DII1: I'm with DII3 on PI (not PII, and also not PHI, NPPI, NPPFI, III or any of the other crazy acronyms we use). I not sure about the quasi stuff. The BA folks say their data isn't PI as it's not "identifiable" but it's used for profiling and pushing through ads - to me that's "contact" - maybe we need to define those words "identify" "locate" and "contact" instead.

DII5: Are you looking for a definition that describes specific data objects, or a definition that takes into account the fact that all of this is contextual? For example, My last name and the zip 10025 is not PII, but my last name and the zip 94109 *is*.

DII6: BTW - TRUSTe's definition: "Personally Identifiable Information [PII]" means any information collected, either by itself or in conjunction with other information (i) that can be used to identify, contact, or locate an Individual or (ii) where identification or contact information of an Individual can be derived. To the extent any information (which by itself is not Personally Identifiable Information) in combination with other information (whether or not either element of information is PII or not) can be used to identify, contact, or locate an Individual, then the combination of such information also will be considered Personally Identifiable Information.

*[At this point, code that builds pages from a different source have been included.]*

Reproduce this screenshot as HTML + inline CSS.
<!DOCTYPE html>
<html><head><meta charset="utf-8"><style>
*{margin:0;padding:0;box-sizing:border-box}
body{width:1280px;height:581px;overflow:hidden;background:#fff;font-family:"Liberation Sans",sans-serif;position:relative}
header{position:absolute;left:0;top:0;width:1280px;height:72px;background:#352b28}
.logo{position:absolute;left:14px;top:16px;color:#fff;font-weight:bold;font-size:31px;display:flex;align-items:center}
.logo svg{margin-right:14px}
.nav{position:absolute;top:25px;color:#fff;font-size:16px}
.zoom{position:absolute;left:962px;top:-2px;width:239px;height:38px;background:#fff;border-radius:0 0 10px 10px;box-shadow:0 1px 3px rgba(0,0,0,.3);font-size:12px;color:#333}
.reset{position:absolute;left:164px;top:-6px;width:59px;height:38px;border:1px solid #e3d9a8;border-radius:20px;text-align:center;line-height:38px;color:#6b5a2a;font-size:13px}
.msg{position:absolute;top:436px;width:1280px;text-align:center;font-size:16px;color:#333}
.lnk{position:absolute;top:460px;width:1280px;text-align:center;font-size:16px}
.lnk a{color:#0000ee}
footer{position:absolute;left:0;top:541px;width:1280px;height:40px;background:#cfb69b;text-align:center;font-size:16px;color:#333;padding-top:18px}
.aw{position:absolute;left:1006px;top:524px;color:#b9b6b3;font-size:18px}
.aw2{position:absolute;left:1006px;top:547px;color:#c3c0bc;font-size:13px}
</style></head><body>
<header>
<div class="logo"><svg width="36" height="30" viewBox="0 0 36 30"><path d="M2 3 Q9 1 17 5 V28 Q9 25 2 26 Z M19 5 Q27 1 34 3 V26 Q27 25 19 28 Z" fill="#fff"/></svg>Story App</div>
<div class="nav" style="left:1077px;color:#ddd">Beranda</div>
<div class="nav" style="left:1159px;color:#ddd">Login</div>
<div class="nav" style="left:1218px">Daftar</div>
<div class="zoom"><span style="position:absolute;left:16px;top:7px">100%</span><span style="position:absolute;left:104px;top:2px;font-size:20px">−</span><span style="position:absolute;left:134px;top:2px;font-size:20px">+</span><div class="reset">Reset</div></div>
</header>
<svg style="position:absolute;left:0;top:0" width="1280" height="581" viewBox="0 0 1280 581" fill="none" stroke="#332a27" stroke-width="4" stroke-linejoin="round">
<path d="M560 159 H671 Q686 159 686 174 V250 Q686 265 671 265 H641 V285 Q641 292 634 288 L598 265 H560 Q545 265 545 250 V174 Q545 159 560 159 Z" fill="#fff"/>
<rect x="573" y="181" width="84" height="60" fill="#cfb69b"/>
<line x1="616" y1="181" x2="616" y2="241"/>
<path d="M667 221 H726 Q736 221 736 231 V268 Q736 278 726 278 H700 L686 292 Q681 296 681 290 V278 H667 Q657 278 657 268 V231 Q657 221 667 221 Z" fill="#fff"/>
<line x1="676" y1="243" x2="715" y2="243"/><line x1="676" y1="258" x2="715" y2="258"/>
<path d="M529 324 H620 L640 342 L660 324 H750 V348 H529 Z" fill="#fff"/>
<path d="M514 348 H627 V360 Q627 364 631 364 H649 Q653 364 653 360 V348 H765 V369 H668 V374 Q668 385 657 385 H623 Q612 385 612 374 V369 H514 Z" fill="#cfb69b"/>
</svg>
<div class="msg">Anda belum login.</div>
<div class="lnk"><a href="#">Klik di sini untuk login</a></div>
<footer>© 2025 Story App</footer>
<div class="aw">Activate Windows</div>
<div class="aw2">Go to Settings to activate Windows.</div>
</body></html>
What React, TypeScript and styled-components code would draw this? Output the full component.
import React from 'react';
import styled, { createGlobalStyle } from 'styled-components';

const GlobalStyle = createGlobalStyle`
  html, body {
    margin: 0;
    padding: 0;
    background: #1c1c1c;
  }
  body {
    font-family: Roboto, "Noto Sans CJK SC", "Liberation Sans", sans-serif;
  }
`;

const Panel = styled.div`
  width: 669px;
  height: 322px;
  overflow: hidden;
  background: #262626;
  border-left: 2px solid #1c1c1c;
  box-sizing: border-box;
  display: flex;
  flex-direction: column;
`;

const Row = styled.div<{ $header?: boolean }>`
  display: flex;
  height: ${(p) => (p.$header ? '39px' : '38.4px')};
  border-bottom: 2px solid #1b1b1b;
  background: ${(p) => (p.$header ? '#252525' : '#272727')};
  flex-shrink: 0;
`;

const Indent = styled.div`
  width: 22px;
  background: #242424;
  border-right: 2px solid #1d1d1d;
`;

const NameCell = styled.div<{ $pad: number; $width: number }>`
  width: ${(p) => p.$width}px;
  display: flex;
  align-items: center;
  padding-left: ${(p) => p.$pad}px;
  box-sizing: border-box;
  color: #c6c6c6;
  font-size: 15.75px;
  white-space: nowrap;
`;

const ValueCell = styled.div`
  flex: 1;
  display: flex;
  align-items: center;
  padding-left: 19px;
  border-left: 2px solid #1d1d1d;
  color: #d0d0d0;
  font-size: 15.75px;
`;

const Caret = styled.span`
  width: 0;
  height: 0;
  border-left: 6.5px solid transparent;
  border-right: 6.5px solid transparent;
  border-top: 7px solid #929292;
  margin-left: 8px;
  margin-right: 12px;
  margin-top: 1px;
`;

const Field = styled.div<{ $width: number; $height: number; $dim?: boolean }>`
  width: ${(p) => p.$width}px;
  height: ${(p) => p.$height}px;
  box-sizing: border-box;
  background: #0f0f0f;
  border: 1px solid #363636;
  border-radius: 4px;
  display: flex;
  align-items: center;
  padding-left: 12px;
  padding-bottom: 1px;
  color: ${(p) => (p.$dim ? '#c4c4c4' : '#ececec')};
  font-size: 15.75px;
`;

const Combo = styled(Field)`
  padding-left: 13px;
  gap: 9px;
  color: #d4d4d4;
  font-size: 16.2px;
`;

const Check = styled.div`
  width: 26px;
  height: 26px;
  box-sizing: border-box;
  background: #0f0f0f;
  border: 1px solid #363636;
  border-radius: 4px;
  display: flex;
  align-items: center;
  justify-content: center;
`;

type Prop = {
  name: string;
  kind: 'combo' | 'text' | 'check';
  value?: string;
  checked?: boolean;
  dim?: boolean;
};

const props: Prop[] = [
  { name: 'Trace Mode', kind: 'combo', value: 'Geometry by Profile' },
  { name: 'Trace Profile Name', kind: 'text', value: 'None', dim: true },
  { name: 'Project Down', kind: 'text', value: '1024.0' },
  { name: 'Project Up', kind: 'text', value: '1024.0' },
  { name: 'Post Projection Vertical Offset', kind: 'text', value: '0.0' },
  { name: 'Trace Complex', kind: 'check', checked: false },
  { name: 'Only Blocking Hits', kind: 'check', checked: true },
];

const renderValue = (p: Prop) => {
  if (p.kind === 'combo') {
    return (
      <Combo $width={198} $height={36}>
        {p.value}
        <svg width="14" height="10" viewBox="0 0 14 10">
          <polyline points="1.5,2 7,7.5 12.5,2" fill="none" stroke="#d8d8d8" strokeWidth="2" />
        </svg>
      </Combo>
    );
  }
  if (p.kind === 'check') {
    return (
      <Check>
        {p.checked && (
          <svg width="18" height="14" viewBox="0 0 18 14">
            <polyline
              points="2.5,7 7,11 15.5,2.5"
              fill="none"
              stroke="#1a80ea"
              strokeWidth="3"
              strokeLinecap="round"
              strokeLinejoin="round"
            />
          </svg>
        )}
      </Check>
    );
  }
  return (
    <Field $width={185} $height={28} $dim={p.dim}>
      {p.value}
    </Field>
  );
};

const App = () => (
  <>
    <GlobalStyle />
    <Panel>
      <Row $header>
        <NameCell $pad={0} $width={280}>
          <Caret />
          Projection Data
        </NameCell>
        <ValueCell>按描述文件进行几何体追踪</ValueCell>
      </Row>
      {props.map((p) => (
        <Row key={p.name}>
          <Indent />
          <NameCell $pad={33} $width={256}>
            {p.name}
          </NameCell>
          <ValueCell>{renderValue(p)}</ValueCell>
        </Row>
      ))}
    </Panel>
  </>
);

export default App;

DII7: Would quasi-personal information be the kind of information that by itself may not be identifiable, but could be aggregated with other information to identify the person (I'm thinking about the questions that many sites are using to verify people - your car's first color, mother's middle name, etc)?

DII8: if seeking a universally agreed upon definition, perhaps PII stands for Prohibitively Impossible Inquiry, Plausibly Indefinable Item, but then again, Perchance I’m Idiotic...

DIII9: I find trying to define PII to be a fairly pointless exercise. The real question is whther the data has any potential privacy impact - now or in the future. What we think is anonymous today could become identifiable tomorrow. So if forced to come up with something, I would strip it down even more than DII3's suggestions - something like "any information about a person." An OBA profile, an IP address, even a cookie ID can potentially have a privacy impact, and should be protected as such. But not all PII is created equal, so the next (and more difficult and more important) question is what level of protection is warranted for this particular PII.

DII3: Right, the point is, "So, I have this information. What are my obligations? What are the business risks and what should I do about them? What are the risks to people and what should I do about them?" Those are the three questions that need to be answered for information about, derived from, associated with, near, generated, etc. people, mutants, extraterrestrials, etc.